Outlet Title

Proceedings of the 20th International Conference on Cyber Warfare and Security (ICCWS 2025)

Document Type

Conference Proceeding

Publication Date

2025

Abstract

As continued data breaches allow state-level threat actors to assemble expansive dossiers on populations to carry out information warfare objectives, protecting personal privacy in published data sets and internal data stores is increasingly essential to civilian and societal safety. At the same time, the explosion of high-resolution, high-accuracy microdata streams, such as timestamped geolocation coordinates collected simultaneously by hardware platforms, operating systems, and a multitude of on-device applications and sites establishes a layered, highly-correlated pattern of life that can uniquely identify individuals and allow for targeted information warfare actions.

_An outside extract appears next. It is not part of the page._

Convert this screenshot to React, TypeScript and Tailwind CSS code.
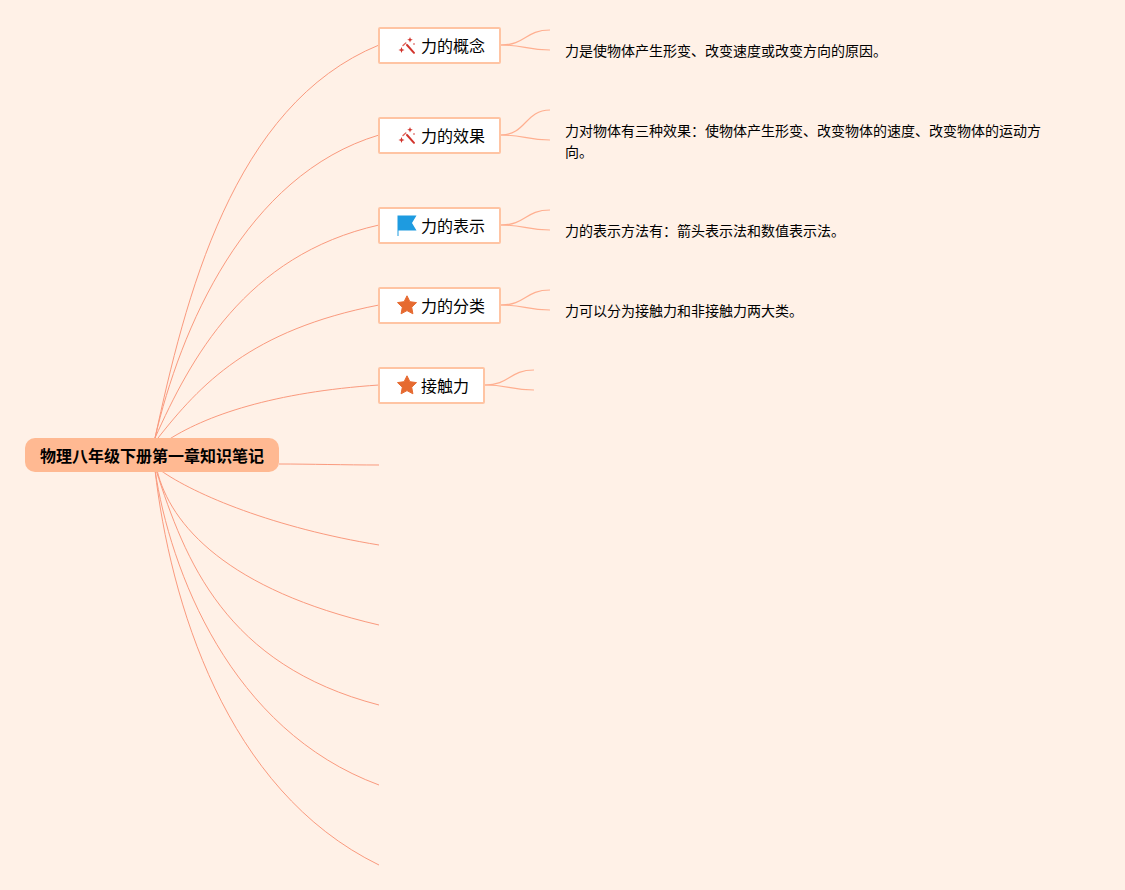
const FONT = "font-['Noto_Sans_CJK_SC','Noto_Sans',sans-serif]";

type Topic = {
  title: string;
  icon: "wand" | "flag" | "star";
  y: number;
  width: number;
  text?: string;
};

const topics: Topic[] = [
  { title: "力的概念", icon: "wand", y: 45, width: 123, text: "力是使物体产生形变、改变速度或改变方向的原因。" },
  { title: "力的效果", icon: "wand", y: 135, width: 123, text: "力对物体有三种效果：使物体产生形变、改变物体的速度、改变物体的运动方向。" },
  { title: "力的表示", icon: "flag", y: 225, width: 123, text: "力的表示方法有：箭头表示法和数值表示法。" },
  { title: "力的分类", icon: "star", y: 305, width: 123, text: "力可以分为接触力和非接触力两大类。" },
  { title: "接触力", icon: "star", y: 385, width: 107 },
];

// hand traced from the reference
const mainLines = [
  "M155 438C185 300 232 105 379 45",
  "M155 438C180 330 245 175 379 135",
  "M155 438C190 360 245 255 379 225",
  "M158 438C200 385 250 330 379 305",
  "M165 442C205 415 275 392 379 385",
  "M279 464C310 464 345 465 379 465",
  "M160 470C195 495 275 528 379 545",
  "M157 470C170 525 228 590 379 625",
  "M156 470C185 560 225 665 379 705",
  "M155 470C170 570 230 730 379 785",
  "M155 470C170 600 225 790 379 865",
];

function Icon({ name }: { name: Topic["icon"] }) {
  if (name === "flag") {
    return (
      <svg width="20" height="24" viewBox="0 0 20 24">
        <path d="M0.5 2.5H19.5L15 10L19.5 17.5H1.5V23H0.5Z" fill="#1e9be0" />
      </svg>
    );
  }
  if (name === "star") {
    return (
      <svg width="20" height="20" viewBox="0 0 20 20">
        <path
          d="M10 0.8L12.9 6.7L19.5 7.6L14.7 12.2L15.9 18.8L10 15.6L4.1 18.8L5.3 12.2L0.5 7.6L7.1 6.7Z"
          fill="#e66a30"
          stroke="#e66a30"
          strokeLinejoin="round"
        />
      </svg>
    );
  }
  return (
    <svg width="20" height="20" viewBox="0 0 20 20">
      <path d="M10 10L17 17.8" stroke="#d2342c" strokeWidth="2" strokeLinecap="round" />
      <path d="M13 2L13.8 4L15.8 4.8L13.8 5.6L13 7.6L12.2 5.6L10.2 4.8L12.2 4Z" fill="#d2342c" />
      <path d="M4.5 12L5.4 14.2L7.6 15L5.4 15.8L4.5 18L3.6 15.8L1.4 15L3.6 14.2Z" fill="#d2342c" />
      <path d="M6 10.5L8.8 8" stroke="#e0645a" strokeWidth="1.4" strokeLinecap="round" />
      <circle cx="17" cy="9" r="0.8" fill="#d2342c" />
    </svg>
  );
}

export default function App() {
  return (
    <div className={`relative w-[1125px] h-[890px] overflow-hidden bg-[#fff1e7] ${FONT}`}>
      <svg className="absolute inset-0" width="1125" height="890" fill="none">
        {mainLines.map((d) => (
          <path key={d} d={d} stroke="#fa9a7e" strokeWidth="1" />
        ))}
        {topics.map((t) => {
          const x = 378 + t.width;
          const end = x + 49;
          const top = t.y === 135 ? t.y - 25 : t.y - 15;
          const bottom = t.y + 5;
          return (
            <g key={t.title} stroke="#ffaf90" strokeWidth="1.2">
              <path d={`M${x} ${t.y}C${x + 25} ${t.y} ${x + 24} ${top} ${end} ${top}`} />
              <path d={`M${x} ${t.y}C${x + 22} ${t.y} ${x + 26} ${bottom} ${end} ${bottom}`} />
            </g>
          );
        })}
      </svg>

      <div className="absolute left-[25px] top-[438px] h-[34px] w-[254px] rounded-[10px] bg-[#ffb992] flex items-center justify-center text-[16px] font-bold text-black">
        物理八年级下册第一章知识笔记
      </div>

      {topics.map((t) => (
        <div key={t.title}>
          <div
            className="absolute left-[378px] h-[37px] flex items-center gap-[4px] pl-[17px] pb-[2px] border-2 border-[#ffc4a3] rounded-[2px] bg-white text-[16px] text-black"
            style={{ top: t.y - 18, width: t.width }}
          >
            <div className="w-[20px] flex justify-center shrink-0">
              <Icon name={t.icon} />
            </div>
            <span className="whitespace-nowrap leading-[22px]">{t.title}</span>
          </div>
          {t.text && (
            <p
              className="absolute left-[565px] w-[490px] text-[14px] leading-[21px] text-black"
              style={{ top: t.y === 135 ? 120 : t.y - 5 }}
            >
              {t.text}
            </p>
          )}
        </div>
      ))}
    </div>
  );
}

Differential privacy (DP) is an advanced but highly effective technique in protecting sensitive data streams. This robust approach preserves privacy in published data sets through additive statistical noise sampled from Gaussian or Laplacian probability distributions. Data sets that contain highly correlated event-based data require specialized techniques to preserve mathematical DP guarantees in microdata streams beyond “user-level” applications available in most off-the-shelf approaches. Because practitioners need more tools to assess the robustness of differentially private outputs in microdata streams, application errors may result in future reidentification and privacy loss for data subjects. This research yields an artifact that can reassociate events in microdata streams when insufficient naive approaches are used. It also serves as a tool for implementers to validate their approaches in highly correlated event data.